Reporting COVID-19 Cases to Cal/OSHA
Every California employer must report to Cal/OSHA any serious illness, injury, or death of an employee occurring in a place of employment or in connection with employment, including those related to COVID-19, if the illness occurred at work or in connection with any employment that requires inpatient hospitalization for other than medical observation or diagnostic testing. This means that if a worker becomes ill while at work and is admitted as an in-patient at a hospital—regardless of the duration of the hospitalization—the illness occurred in a place of employment, so the employer must report this illness to the nearest Cal/OSHA office. Reports must be made immediately, but no longer than eight hours after the employer knows or with diligent inquiry would have known of the serious illness. If an employee becomes sick at work, it does not matter if the illness is work-related; the employer must report it without making a determination about work-relatedness. Cal/OSHA states that employers should report these cases so that Cal/OSHA can make the primary determination of work-relatedness. An employer should report a serious illness if there is cause to believe it might be work-related, even if the symptoms began to appear outside of work.

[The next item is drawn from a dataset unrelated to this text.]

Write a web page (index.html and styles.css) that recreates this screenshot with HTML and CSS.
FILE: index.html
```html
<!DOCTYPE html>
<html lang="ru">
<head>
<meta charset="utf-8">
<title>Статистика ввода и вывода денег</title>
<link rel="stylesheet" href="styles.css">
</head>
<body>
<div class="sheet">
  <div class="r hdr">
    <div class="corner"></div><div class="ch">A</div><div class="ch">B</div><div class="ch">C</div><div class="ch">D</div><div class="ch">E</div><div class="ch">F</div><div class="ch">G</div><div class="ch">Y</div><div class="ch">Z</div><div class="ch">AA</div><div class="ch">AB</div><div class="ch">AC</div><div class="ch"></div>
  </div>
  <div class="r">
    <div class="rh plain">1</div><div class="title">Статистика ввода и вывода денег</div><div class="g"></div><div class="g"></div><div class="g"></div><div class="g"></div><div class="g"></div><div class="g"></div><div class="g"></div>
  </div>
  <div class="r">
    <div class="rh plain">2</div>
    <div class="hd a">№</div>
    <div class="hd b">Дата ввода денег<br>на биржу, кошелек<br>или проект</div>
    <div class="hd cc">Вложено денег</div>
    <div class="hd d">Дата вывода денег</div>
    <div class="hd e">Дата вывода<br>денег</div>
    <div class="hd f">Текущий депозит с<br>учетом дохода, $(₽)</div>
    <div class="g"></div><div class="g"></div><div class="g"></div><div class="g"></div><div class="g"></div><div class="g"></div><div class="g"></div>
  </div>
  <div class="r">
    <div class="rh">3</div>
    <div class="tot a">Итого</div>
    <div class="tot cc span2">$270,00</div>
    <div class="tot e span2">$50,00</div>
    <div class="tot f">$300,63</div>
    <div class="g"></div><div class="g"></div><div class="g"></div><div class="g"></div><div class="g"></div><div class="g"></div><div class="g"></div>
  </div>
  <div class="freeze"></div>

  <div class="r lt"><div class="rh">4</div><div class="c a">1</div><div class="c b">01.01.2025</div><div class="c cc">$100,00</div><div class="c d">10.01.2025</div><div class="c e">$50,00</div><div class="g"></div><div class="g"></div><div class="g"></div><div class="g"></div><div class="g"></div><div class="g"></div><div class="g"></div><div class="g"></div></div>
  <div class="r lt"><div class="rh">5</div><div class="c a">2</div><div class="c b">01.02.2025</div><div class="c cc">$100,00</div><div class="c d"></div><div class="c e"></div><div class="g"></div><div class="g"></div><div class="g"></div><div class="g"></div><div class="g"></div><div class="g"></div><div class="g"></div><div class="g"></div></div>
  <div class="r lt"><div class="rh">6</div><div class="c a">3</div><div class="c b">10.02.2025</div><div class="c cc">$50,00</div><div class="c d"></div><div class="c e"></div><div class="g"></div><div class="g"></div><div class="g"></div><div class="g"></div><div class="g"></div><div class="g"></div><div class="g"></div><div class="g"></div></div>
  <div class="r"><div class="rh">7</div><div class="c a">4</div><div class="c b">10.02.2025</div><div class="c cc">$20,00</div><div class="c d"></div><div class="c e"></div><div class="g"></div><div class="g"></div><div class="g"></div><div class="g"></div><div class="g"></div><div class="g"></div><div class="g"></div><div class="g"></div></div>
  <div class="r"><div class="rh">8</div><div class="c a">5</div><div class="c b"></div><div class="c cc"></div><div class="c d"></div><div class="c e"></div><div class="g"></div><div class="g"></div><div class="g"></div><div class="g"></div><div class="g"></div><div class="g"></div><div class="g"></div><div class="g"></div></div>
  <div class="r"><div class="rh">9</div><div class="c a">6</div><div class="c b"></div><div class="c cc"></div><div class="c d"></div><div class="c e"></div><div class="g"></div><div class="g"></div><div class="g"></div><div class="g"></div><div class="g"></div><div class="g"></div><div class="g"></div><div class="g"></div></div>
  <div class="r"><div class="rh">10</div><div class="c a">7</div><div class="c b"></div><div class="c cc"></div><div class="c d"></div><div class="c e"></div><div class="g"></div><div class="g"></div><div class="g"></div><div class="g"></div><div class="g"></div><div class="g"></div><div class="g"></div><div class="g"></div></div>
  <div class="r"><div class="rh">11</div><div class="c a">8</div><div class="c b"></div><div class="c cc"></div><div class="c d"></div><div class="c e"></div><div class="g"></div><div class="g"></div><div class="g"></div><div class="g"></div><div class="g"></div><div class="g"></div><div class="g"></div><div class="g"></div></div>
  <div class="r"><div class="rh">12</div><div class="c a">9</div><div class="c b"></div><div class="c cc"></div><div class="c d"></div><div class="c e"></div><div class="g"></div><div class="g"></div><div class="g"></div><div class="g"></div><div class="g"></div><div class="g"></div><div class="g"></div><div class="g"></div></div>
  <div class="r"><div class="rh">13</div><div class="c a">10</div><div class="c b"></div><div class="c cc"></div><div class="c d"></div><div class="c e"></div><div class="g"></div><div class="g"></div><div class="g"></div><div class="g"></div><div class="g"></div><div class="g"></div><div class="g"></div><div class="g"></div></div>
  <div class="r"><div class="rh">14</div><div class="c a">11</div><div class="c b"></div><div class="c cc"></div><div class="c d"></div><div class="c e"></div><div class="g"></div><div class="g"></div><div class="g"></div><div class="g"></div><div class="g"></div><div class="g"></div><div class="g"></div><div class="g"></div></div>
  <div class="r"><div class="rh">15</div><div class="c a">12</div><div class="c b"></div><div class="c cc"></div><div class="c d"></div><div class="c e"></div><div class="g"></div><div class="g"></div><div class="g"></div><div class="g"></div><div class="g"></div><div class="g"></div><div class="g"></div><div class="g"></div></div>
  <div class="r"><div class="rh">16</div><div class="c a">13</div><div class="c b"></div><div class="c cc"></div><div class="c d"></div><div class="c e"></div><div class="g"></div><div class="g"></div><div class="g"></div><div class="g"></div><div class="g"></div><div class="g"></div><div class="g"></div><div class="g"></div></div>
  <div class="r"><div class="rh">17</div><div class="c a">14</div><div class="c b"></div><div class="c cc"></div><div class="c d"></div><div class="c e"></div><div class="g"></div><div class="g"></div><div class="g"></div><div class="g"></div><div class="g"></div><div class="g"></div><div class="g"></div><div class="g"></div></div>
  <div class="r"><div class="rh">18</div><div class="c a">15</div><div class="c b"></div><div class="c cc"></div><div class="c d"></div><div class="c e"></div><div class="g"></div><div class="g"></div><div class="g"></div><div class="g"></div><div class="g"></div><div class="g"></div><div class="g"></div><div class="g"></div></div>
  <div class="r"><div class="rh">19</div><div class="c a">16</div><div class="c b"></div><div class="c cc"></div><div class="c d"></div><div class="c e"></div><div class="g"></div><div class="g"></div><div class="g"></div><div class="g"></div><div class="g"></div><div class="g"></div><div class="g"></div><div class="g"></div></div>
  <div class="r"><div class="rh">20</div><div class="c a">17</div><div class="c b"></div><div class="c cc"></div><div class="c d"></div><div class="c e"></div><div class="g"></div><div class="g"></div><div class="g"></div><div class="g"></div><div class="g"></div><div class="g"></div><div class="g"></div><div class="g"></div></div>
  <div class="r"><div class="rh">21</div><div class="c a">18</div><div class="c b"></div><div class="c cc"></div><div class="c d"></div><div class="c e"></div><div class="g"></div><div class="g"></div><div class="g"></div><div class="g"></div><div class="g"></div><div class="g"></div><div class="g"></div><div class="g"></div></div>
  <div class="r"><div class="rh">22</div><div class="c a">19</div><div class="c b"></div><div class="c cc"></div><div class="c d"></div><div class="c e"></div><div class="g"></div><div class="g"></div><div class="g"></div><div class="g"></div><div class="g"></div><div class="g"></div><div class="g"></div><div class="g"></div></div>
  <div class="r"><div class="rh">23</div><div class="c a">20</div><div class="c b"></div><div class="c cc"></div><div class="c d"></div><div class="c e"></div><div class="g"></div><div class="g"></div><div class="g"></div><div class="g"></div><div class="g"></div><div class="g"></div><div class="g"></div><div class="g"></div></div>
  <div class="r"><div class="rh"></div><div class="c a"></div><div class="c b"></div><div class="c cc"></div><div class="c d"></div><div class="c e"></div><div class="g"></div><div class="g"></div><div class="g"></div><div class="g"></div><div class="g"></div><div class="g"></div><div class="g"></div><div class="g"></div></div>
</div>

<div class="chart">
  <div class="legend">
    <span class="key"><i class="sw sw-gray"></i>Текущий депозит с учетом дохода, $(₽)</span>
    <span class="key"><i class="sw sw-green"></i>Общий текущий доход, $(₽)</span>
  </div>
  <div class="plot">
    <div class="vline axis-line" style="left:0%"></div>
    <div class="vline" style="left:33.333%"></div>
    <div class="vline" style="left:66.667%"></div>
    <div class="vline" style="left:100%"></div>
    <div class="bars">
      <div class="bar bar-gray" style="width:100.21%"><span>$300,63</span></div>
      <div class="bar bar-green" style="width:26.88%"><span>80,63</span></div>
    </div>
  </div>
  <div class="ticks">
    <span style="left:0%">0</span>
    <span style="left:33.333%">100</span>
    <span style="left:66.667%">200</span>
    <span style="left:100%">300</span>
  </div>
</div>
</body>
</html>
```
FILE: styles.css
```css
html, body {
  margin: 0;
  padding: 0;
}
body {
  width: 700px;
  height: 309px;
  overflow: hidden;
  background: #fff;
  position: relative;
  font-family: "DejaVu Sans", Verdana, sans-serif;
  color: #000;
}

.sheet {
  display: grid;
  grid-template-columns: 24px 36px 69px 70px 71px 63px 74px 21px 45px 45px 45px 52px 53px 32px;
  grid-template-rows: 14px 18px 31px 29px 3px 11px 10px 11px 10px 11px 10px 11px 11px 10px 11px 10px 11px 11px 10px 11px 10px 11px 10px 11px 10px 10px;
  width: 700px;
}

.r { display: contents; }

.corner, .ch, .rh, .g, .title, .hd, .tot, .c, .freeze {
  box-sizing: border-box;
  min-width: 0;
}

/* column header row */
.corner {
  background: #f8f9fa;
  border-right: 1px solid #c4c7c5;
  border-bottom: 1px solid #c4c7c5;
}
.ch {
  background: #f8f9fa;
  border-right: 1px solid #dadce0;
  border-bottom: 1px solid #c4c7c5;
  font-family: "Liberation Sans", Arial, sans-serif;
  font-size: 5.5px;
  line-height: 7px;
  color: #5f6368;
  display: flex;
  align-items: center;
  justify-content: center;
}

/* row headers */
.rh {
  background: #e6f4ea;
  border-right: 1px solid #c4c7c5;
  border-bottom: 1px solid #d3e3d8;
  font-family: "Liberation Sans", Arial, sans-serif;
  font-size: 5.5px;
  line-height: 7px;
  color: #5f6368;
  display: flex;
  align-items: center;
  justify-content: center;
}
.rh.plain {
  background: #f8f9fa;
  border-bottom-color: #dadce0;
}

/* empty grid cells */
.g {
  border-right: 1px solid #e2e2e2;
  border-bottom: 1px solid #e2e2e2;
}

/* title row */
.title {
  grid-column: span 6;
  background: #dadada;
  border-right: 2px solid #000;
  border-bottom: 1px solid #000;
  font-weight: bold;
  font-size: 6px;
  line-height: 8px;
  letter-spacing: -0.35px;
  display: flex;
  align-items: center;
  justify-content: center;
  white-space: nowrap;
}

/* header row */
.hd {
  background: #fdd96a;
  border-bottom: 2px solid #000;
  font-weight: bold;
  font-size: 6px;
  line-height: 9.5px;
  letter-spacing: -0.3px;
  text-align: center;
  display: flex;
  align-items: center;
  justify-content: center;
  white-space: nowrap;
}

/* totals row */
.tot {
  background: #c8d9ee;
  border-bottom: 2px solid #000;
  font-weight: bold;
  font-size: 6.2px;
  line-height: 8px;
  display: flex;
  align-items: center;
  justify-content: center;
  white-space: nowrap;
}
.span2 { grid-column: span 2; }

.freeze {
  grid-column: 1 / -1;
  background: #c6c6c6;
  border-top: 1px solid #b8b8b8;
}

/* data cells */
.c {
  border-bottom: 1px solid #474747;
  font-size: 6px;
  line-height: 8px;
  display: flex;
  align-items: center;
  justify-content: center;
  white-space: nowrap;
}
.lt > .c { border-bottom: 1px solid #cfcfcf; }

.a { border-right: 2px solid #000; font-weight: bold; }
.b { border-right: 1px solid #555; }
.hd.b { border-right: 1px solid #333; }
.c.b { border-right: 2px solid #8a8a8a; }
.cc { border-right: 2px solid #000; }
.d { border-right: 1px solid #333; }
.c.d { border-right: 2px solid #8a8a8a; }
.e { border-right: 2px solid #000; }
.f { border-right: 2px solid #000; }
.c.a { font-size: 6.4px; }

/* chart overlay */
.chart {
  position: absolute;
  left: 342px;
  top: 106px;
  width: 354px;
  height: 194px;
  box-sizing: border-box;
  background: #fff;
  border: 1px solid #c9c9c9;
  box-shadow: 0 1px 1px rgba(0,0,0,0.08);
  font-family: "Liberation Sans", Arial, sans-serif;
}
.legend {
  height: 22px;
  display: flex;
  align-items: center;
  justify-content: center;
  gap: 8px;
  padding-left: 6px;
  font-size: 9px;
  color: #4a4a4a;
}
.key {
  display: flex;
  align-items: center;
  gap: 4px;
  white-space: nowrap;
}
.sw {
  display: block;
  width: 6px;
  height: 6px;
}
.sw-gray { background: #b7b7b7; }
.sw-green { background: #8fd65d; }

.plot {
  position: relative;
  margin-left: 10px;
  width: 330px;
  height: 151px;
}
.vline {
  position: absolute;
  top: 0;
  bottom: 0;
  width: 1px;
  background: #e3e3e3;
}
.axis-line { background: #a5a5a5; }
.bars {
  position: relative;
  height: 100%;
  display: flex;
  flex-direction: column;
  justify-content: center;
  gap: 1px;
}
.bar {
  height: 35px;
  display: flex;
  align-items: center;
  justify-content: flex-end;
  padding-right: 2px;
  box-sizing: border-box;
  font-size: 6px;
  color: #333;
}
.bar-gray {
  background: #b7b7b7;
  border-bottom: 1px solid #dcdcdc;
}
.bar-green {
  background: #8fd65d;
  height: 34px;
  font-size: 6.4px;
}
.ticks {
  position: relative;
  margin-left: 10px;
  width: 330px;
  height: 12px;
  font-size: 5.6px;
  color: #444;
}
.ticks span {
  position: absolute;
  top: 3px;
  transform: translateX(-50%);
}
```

For COVID-19 cases, evidence suggesting transmission at or during work would make a serious illness reportable. An employer should evaluate the following factors:
- Multiple cases in the workplace.
- The type, extent and duration of contact the employee had at the work environment with other people, particularly the general public.
- Physical distancing and other controls that impact the likelihood of work-related exposure.
- Whether the employee had work-related contact with anyone who exhibited signs and symptoms of COVID-19.
Even if an employer cannot confirm that the employee contracted COVID-19 at work, the employer should report the illness to Cal/OSHA if it results in in-patient hospitalization for treatment and if there is substantial reason to believe that the employee was exposed in their work environment. Where there is uncertainty about whether an employee contracted COVID-19 at work, the employer should err on the side of reporting the illness to Cal/OSHA.
Cal/OSHA has stated that reporting a serious illness is not an admission that the illness is work-related, and is not an admission of responsibility.
Takeaways and Best Practices for California Employers
- Update current IIPPs to reflect recent Cal/OSHA guidance, including any industry-specific guidance.
- Implement general infection prevention control measures per Cal/OSHA and CDC guidance.
- Communicate with the workforce regarding these infection prevention control measures and create a safety-focused culture. This can be accomplished by:
- Having employees sign written acknowledgments of safety and prevention procedures.
- Increased signage in the workplace regarding sanitation and hygiene.
- Having employee safety meetings and trainings.
- Reminders regarding proper hygiene and safety procedures.
- Auditing to ensure physical distancing.
- Responding to employee safety concerns.
- Provide employee training on the COVID-19-related topics listed above.
- Maintain documentation on safety and health measures and on training provided to employees.
- Assess applicability of Cal/OSHA recording and reporting requirements for COVID-19 cases.